INFORMATION SUPPLIED:
[start]

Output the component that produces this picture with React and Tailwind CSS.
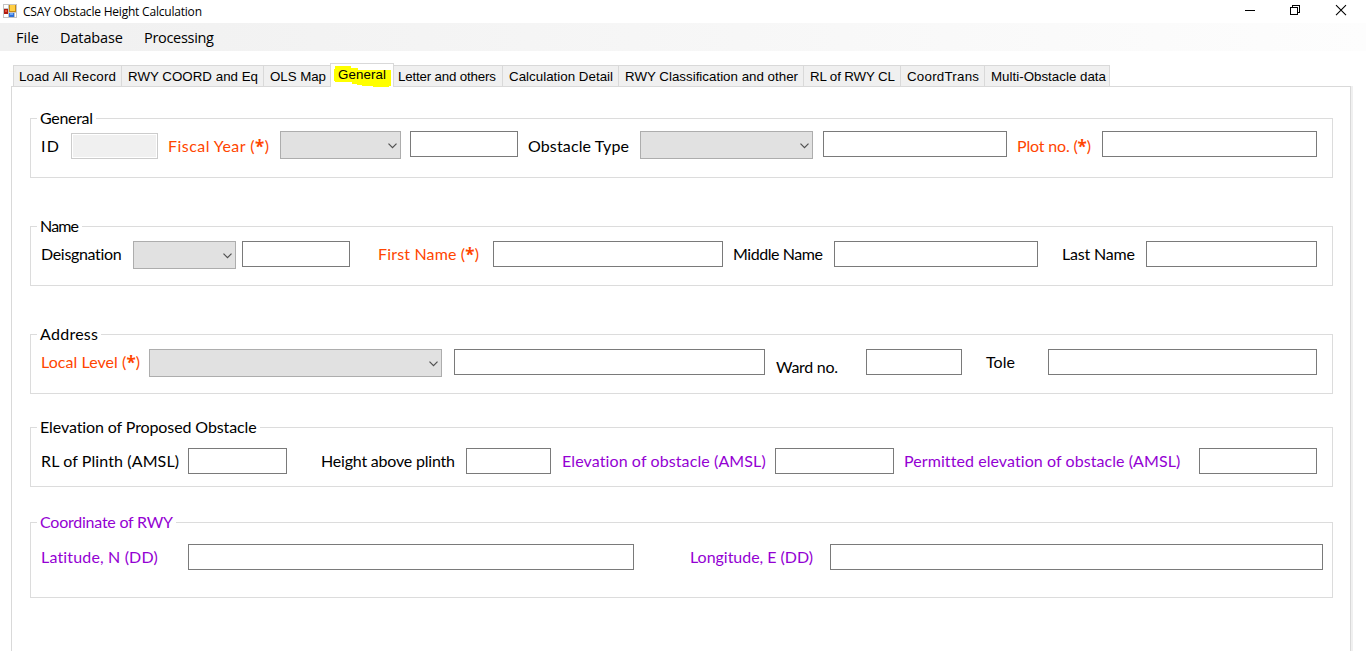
import React, { useLayoutEffect, useRef } from "react";

// Single line of text spread evenly over a given width in pixels.
function FitText({ text, width, className = "" }) {
  const ref = useRef(null);
  useLayoutEffect(() => {
    const el = ref.current;
    el.style.letterSpacing = "0px";
    const natural = el.getBoundingClientRect().width;
    el.style.letterSpacing = `${(width - natural) / Math.max(1, text.length - 1)}px`;
  }, [text, width]);
  const parts = text.split("*");
  return (
    <span className={`block shrink-0 whitespace-nowrap ${className}`} style={{ width }}>
      <span ref={ref} className="inline-block">
        {parts[0]}
        {parts.length > 1 && <b className="relative top-px font-['Open_Sans'] text-[17px] leading-none font-bold">*</b>}
        {parts[1]}
      </span>
    </span>
  );
}

const tones = {
  black: "text-black",
  orange: "text-[#ff4500]",
  violet: "text-[#9400d3]",
};

function Label({ text, width, tone = "black", className = "" }) {
  return (
    <FitText
      text={text}
      width={width}
      className={`h-5 font-['Lato',sans-serif] text-[16px] leading-5 ${tones[tone]} ${className}`}
    />
  );
}

function Field({ className }) {
  return <input className={`h-[26px] shrink-0 border border-[#7a7a7a] bg-white outline-none ${className}`} />;
}

function Combo({ className }) {
  return (
    <div className={`flex h-7 shrink-0 items-center justify-end border border-[#adadad] bg-[#e1e1e1] pt-[2px] pr-[3px] ${className}`}>
      <svg width="9" height="6" viewBox="0 0 9 6" fill="none">
        <path d="M0.5 0.7 4.5 4.7 8.5 0.7" stroke="#505050" strokeWidth="1.2" />
      </svg>
    </div>
  );
}

function Group({ title, titleWidth, tone, className, children }) {
  return (
    <section className={`relative flex w-[1303px] items-start border border-[#dcdcdc] ${className}`}>
      <div className="absolute -top-[11px] left-[6px] bg-white pr-[3px] pl-[3px]">
        <Label text={title} width={titleWidth} tone={tone} />
      </div>
      {children}
    </section>
  );
}

function Tab({ text, width, className }) {
  return (
    <div className={`flex h-[21px] shrink-0 border-t border-r border-[#d9d9d9] bg-[#f0f0f0] ${className}`}>
      <FitText text={text} width={width} className="text-[13.33px] leading-[22px]" />
    </div>
  );
}

function AppIcon() {
  return (
    <svg width="14" height="14" viewBox="0 0 14 14" shapeRendering="crispEdges">
      <rect width="14" height="14" fill="#c4c4c4" />
      <rect x="1" y="1" width="4" height="3" fill="#fff" />
      <rect x="1" y="10" width="4" height="3" fill="#fff" />
      <rect x="1" y="5" width="4" height="5" fill="#b01c10" />
      <rect x="2" y="6" width="2" height="2" fill="#e8503c" />
      <rect x="6" y="1" width="7" height="7" fill="#c58a10" />
      <rect x="7" y="1" width="5" height="6" fill="#ffcf45" />
      <rect x="6" y="9" width="5" height="4" fill="#2f6fd8" />
      <rect x="7" y="9" width="3" height="2" fill="#6fa8f5" />
      <rect x="12" y="9" width="1" height="4" fill="#fff" />
    </svg>
  );
}

export default function App() {
  return (
    <div className="flex h-[651px] w-[1366px] flex-col overflow-hidden bg-white font-['Liberation_Sans',Arial,sans-serif] text-black">
      <header className="flex h-[23px] shrink-0 items-start">
        <div className="mt-1 ml-[3px]">
          <AppIcon />
        </div>
        <FitText
          text="CSAY Obstacle Height Calculation"
          width={179}
          className="mt-[2px] ml-[6px] font-['Open_Sans',sans-serif] text-[12px] leading-5"
        />
        <div className="mt-[4px] ml-auto flex pr-[19px]">
          <svg width="102" height="13" viewBox="0 0 102 13" fill="none" stroke="#000">
            <path d="M0 6.5h10" shapeRendering="crispEdges" />
            <path d="M45.5 3.5h7v7h-7zM47.5 3V1.5h7v7H53" shapeRendering="crispEdges" />
            <path d="M91 1.2 101 11.2M101 1.2 91 11.2" strokeWidth="1.1" />
          </svg>
        </div>
      </header>

      <nav className="flex h-7 shrink-0 bg-linear-to-r from-[#f0f0f0] to-[#fdfdfd] pl-4 font-['Open_Sans',sans-serif] text-[14.5px] leading-[30px]">
        <FitText text="File" width={23} />
        <FitText text="Database" width={63} className="ml-[21px]" />
        <FitText text="Processing" width={70} className="ml-[21px]" />
      </nav>

      <div className="z-10 mt-3 -mb-px flex h-6 shrink-0 items-end pl-[13px]">
        <Tab text="Load All Record" width={97} className="mb-px w-[109px] border-l pl-[5px]" />
        <Tab text="RWY COORD and Eq" width={130} className="mb-px w-[142px] pl-[6px]" />
        <Tab text="OLS Map" width={56} className="mb-px w-[66px] border-r-0 pl-[6px]" />
        <div className="relative h-6 w-16 shrink-0 border-x border-t border-[#d9d9d9] bg-white pl-[7px]">
          <svg className="absolute top-[1px] left-[3px]" width="58" height="23" viewBox="0 0 58 23">
            <path
              d="M1 1H17V2.5H24V4.5H38V5H57V21H55V22H39V21H28V20L18 19V17H1V16H0V4H1Z"
              fill="#ffff00"
              shapeRendering="crispEdges"
            />
          </svg>
          <FitText text="General" width={48} className="relative text-[13.33px] leading-[22px]" />
        </div>
        <Tab text="Letter and others" width={98} className="mb-px w-[109px] pl-[4px]" />
        <Tab text="Calculation Detail" width={104} className="mb-px w-[116px] pl-[6px]" />
        <Tab text="RWY Classification and other" width={173} className="mb-px w-[185px] pl-[6px]" />
        <Tab text="RL of RWY CL" width={85} className="mb-px w-[97px] pl-[6px]" />
        <Tab text="CoordTrans" width={72} className="mb-px w-[84px] pl-[6px]" />
        <Tab text="Multi-Obstacle data" width={115} className="mb-px w-[125px] pl-[6px]" />
      </div>

      <div className="ml-[11px] flex w-[1342px] grow border-r-2 border-[#f0f0f0]">
        <main className="flex w-[1340px] flex-col border-x border-t border-[#d9d9d9] pt-[31px] pl-[18px]">
          <Group title="General" titleWidth={53} className="h-[60px]">
            <Label text="ID" width={18} className="mt-[17px] ml-[10px]" />
            <div className="mt-[14px] ml-[12px] h-[26px] w-[87px] shrink-0 border border-[#cccccc] bg-[#f0f0f0] shadow-[inset_0_0_0_1px_#fff]" />
            <Label text="Fiscal Year (*)" width={101} tone="orange" className="mt-[17px] ml-[10px]" />
            <Combo className="mt-[12px] ml-[11px] w-[121px]" />
            <Field className="mt-[12px] ml-[9px] w-[108px]" />
            <Label text="Obstacle Type" width={101} className="mt-[17px] ml-[10px]" />
            <Combo className="mt-[12px] ml-[11px] w-[173px]" />
            <Field className="mt-[12px] ml-[10px] w-[184px]" />
            <Label text="Plot no. (*)" width={74} tone="orange" className="mt-[17px] ml-[10px]" />
            <Field className="mt-[12px] ml-[11px] w-[215px]" />
          </Group>

          <Group title="Name" titleWidth={39} className="mt-12 h-[60px]">
            <Label text="Deisgnation" width={81} className="mt-[17px] ml-[10px]" />
            <Combo className="mt-[14px] ml-[11px] w-[103px]" />
            <Field className="mt-[14px] ml-[6px] w-[108px]" />
            <Label text="First Name (*)" width={101} tone="orange" className="mt-[17px] ml-[28px]" />
            <Field className="mt-[14px] ml-[14px] w-[230px]" />
            <Label text="Middle Name" width={90} className="mt-[17px] ml-[10px]" />
            <Field className="mt-[14px] ml-[11px] w-[204px]" />
            <Label text="Last Name" width={73} className="mt-[17px] ml-[24px]" />
            <Field className="mt-[14px] ml-[11px] w-[171px]" />
          </Group>

          <Group title="Address" titleWidth={58} className="mt-12 h-[60px]">
            <Label text="Local Level (*)" width={99} tone="orange" className="mt-[17px] ml-[10px]" />
            <Combo className="mt-[14px] ml-[9px] w-[293px]" />
            <Field className="mt-[14px] ml-[12px] w-[311px]" />
            <Label text="Ward no." width={62} className="mt-[22px] ml-[11px]" />
            <Field className="mt-[14px] ml-[28px] w-[96px]" />
            <Label text="Tole" width={29} className="mt-[17px] ml-[24px]" />
            <Field className="mt-[14px] ml-[33px] w-[269px]" />
          </Group>

          <Group title="Elevation of Proposed Obstacle" titleWidth={217} className="mt-[33px] h-[60px]">
            <Label text="RL of Plinth (AMSL)" width={138} className="mt-[23px] ml-[10px]" />
            <Field className="mt-[20px] ml-[9px] w-[99px]" />
            <Label text="Height above plinth" width={134} className="mt-[23px] ml-[34px]" />
            <Field className="mt-[20px] ml-[11px] w-[85px]" />
            <Label text="Elevation of obstacle (AMSL)" width={204} tone="violet" className="mt-[23px] ml-[11px]" />
            <Field className="mt-[20px] ml-[9px] w-[119px]" />
            <Label text="Permitted elevation of obstacle (AMSL)" width={276} tone="violet" className="mt-[23px] ml-[10px]" />
            <Field className="mt-[20px] ml-[19px] w-[118px]" />
          </Group>

          <Group title="Coordinate of RWY" titleWidth={133} tone="violet" className="mt-[35px] h-[76px]">
            <Label text="Latitude, N (DD)" width={117} tone="violet" className="mt-[24px] ml-[10px]" />
            <Field className="mt-[21px] ml-[30px] w-[446px]" />
            <Label text="Longitude, E (DD)" width={123} tone="violet" className="mt-[24px] ml-[56px]" />
            <Field className="mt-[21px] ml-[17px] w-[493px]" />
          </Group>
        </main>
      </div>
    </div>
  );
}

[end]

TASK STATEMENT: Extract all lines from the data in which "React" is found.

RESPONSE:
Output the component that produces this picture with React and Tailwind CSS.
import React, { useLayoutEffect, useRef } from "react";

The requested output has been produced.